Locate each line with the string "styles" in the listing below and copy it.

SOURCE DATA:
◇ ◇ ◇ ◇ ◇

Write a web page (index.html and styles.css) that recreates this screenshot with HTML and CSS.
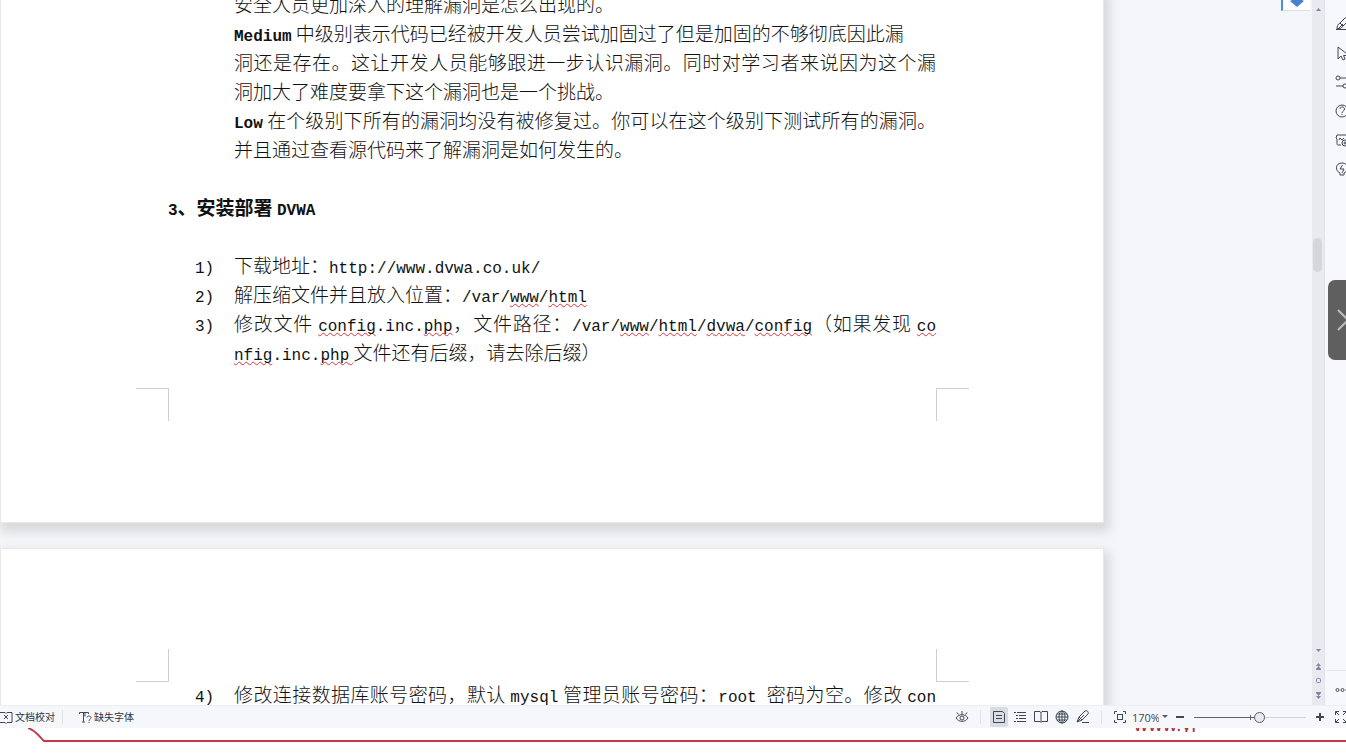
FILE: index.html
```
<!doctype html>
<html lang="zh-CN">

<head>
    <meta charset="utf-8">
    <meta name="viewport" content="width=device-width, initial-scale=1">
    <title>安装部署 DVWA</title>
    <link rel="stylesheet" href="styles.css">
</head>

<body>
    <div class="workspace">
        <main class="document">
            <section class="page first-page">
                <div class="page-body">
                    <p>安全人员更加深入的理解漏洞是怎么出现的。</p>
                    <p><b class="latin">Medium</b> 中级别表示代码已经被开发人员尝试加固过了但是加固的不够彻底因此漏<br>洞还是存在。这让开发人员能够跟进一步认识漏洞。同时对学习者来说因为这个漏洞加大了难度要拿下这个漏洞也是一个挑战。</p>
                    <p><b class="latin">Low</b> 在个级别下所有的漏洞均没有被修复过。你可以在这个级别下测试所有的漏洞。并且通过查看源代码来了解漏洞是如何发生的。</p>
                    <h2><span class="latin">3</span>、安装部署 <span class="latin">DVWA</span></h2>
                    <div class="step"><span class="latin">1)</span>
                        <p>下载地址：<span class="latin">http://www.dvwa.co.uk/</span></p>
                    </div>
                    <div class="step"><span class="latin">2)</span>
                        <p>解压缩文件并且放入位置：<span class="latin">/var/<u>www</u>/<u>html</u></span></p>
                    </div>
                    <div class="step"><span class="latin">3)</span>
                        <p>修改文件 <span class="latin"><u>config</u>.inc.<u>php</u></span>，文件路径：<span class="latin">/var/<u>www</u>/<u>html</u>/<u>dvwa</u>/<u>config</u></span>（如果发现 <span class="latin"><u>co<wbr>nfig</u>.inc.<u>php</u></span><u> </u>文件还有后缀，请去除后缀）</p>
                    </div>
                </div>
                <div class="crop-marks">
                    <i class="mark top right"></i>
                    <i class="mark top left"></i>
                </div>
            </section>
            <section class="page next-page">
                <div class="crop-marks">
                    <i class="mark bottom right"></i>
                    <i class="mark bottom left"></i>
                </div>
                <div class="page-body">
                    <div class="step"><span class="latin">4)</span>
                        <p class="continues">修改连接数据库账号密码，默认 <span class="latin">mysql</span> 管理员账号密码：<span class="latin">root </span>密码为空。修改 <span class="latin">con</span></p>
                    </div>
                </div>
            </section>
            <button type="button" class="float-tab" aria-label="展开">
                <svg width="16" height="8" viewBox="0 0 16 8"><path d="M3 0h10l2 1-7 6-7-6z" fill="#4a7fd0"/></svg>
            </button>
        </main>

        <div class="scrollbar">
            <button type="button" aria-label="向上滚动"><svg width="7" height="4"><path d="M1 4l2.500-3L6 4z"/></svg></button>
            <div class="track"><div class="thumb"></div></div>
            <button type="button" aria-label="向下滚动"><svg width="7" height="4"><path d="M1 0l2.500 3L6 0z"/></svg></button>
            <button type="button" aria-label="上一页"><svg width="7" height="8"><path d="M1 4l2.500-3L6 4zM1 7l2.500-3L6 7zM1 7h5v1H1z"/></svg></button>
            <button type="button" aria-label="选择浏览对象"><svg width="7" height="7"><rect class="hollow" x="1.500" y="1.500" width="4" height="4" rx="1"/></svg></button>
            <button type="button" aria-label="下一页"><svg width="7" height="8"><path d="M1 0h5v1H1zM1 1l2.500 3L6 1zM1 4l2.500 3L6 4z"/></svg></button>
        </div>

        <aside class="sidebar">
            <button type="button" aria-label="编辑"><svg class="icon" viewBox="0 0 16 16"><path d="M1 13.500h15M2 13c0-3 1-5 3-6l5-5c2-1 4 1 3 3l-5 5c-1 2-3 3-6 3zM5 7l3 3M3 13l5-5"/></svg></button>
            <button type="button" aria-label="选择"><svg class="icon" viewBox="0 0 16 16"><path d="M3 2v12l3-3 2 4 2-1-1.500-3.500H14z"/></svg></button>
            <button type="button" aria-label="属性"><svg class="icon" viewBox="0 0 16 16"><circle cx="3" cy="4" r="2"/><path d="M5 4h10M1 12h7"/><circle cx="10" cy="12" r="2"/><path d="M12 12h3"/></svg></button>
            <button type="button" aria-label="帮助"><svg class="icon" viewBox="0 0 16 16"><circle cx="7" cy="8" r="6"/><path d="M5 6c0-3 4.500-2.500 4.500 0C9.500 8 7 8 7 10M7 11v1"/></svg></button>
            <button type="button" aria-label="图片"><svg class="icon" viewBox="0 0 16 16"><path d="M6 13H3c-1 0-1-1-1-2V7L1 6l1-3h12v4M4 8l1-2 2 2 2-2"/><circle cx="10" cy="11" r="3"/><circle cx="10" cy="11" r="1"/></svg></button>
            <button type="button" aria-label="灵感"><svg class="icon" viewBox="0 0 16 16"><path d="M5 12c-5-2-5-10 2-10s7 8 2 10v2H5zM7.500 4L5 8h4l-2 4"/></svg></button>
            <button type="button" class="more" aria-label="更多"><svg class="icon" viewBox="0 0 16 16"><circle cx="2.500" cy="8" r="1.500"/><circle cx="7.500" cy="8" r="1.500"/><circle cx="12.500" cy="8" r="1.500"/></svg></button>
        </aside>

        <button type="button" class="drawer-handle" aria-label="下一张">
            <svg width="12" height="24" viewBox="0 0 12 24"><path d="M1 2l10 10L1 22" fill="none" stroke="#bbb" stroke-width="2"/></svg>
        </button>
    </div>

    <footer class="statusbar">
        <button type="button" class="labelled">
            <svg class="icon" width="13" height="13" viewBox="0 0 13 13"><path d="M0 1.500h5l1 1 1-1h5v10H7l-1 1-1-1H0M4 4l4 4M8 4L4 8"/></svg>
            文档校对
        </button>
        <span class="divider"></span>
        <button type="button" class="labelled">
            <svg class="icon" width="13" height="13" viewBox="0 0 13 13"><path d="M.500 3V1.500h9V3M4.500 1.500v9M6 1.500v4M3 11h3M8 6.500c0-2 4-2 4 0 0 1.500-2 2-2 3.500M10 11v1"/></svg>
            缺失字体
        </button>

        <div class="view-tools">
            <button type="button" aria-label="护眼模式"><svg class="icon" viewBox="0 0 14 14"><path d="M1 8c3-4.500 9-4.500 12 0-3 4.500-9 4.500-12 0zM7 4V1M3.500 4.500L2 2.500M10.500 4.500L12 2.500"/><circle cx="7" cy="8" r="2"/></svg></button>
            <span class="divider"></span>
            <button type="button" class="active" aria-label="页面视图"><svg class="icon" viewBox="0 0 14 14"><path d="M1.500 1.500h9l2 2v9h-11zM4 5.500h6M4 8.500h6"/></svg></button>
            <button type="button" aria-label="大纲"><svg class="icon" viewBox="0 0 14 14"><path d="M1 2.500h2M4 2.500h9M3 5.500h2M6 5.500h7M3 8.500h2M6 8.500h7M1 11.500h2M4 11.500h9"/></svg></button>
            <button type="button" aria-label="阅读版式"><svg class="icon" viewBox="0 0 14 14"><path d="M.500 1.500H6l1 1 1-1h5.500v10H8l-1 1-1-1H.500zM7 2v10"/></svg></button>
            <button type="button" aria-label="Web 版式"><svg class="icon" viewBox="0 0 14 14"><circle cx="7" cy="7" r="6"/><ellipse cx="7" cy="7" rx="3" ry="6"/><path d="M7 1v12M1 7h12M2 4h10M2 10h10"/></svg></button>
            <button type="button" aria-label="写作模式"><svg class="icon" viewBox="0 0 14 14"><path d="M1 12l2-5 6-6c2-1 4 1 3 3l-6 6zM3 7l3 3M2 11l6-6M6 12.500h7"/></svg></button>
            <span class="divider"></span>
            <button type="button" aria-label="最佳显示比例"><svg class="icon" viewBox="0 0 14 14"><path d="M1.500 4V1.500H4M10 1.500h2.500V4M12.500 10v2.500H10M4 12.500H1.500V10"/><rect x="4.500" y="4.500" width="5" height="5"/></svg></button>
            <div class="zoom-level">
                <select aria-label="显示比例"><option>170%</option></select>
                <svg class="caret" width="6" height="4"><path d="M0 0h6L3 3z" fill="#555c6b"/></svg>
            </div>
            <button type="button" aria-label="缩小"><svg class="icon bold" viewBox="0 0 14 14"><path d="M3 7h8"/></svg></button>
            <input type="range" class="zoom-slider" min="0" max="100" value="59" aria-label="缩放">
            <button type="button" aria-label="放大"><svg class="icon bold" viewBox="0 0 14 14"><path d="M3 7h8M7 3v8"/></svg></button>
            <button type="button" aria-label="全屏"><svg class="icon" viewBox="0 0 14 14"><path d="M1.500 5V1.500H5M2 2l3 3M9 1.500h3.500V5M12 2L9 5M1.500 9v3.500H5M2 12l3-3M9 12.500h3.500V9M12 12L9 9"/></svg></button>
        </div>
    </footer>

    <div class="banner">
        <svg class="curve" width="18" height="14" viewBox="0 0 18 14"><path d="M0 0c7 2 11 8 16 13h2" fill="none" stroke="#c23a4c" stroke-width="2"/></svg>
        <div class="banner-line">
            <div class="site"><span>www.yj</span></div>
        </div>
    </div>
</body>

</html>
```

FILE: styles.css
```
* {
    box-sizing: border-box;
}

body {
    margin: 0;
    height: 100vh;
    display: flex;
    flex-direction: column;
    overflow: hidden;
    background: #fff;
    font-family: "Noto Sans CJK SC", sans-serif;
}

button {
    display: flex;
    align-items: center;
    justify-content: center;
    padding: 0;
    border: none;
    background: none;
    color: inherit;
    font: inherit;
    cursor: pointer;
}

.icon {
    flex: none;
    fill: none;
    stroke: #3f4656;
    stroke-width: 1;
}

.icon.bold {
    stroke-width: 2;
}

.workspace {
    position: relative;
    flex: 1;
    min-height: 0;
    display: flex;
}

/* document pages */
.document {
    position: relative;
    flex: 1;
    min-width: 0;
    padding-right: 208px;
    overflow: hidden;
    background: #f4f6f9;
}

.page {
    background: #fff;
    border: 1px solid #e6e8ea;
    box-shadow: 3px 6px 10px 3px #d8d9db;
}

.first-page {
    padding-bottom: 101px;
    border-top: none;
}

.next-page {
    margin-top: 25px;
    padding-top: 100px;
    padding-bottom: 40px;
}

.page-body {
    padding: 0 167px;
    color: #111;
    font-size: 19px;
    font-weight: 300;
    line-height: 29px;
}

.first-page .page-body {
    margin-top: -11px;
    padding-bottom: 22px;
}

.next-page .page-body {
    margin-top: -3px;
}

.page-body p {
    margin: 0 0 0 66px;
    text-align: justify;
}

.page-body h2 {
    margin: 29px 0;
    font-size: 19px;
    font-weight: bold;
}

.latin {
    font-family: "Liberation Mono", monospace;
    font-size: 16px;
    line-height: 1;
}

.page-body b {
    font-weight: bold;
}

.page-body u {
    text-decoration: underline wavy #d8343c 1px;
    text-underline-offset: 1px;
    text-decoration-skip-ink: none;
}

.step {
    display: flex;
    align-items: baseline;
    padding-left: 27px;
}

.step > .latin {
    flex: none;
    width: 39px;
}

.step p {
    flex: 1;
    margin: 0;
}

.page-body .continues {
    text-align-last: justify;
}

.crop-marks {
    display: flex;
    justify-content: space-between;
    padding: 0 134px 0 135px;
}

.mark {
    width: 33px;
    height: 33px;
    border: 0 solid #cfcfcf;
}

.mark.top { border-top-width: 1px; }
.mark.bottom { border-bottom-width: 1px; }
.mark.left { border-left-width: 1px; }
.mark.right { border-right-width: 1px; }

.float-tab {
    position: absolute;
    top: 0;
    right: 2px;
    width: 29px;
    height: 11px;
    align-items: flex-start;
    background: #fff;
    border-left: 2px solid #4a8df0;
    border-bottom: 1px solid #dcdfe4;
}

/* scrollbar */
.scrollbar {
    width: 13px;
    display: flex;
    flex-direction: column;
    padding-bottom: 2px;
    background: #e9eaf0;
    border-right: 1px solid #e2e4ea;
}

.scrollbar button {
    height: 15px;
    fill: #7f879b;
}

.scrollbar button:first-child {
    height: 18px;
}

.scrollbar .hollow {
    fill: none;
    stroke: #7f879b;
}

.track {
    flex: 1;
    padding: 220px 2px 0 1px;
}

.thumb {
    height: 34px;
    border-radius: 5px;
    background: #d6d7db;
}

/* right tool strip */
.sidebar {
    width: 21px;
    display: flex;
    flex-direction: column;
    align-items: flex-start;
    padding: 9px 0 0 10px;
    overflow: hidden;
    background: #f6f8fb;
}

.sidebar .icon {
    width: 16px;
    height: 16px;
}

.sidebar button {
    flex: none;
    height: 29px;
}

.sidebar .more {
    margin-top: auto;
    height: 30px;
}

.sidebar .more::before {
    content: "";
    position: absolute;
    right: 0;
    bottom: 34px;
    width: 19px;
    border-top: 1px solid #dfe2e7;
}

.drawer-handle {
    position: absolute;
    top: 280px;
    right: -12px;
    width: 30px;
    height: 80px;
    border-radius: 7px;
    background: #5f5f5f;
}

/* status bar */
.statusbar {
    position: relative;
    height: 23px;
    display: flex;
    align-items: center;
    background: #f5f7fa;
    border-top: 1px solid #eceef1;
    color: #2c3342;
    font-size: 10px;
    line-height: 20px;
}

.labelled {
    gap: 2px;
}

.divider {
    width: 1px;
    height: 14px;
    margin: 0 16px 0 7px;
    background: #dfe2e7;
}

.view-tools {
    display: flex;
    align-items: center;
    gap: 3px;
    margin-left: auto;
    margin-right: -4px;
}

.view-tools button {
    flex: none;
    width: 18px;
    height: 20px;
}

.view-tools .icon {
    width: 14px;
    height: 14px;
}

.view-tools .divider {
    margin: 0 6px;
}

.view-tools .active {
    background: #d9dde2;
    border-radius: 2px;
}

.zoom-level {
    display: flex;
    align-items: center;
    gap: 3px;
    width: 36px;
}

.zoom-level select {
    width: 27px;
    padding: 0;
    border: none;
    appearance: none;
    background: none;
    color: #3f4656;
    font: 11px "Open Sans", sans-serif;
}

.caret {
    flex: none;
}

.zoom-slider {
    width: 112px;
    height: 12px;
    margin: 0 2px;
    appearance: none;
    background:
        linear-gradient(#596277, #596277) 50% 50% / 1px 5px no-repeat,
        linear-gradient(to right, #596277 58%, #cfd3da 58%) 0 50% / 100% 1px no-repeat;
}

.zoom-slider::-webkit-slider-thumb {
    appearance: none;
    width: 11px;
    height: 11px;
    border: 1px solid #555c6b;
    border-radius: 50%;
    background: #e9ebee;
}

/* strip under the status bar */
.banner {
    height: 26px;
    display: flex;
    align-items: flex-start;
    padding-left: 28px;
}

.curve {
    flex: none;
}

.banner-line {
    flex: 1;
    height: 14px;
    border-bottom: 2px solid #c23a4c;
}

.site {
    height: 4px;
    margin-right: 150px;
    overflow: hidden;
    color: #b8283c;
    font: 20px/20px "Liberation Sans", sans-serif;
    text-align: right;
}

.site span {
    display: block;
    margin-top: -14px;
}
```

◇ ◇ ◇ ◇ ◇

SOLUTION:
Write a web page (index.html and styles.css) that recreates this screenshot with HTML and CSS.
    <link rel="stylesheet" href="styles.css">
FILE: styles.css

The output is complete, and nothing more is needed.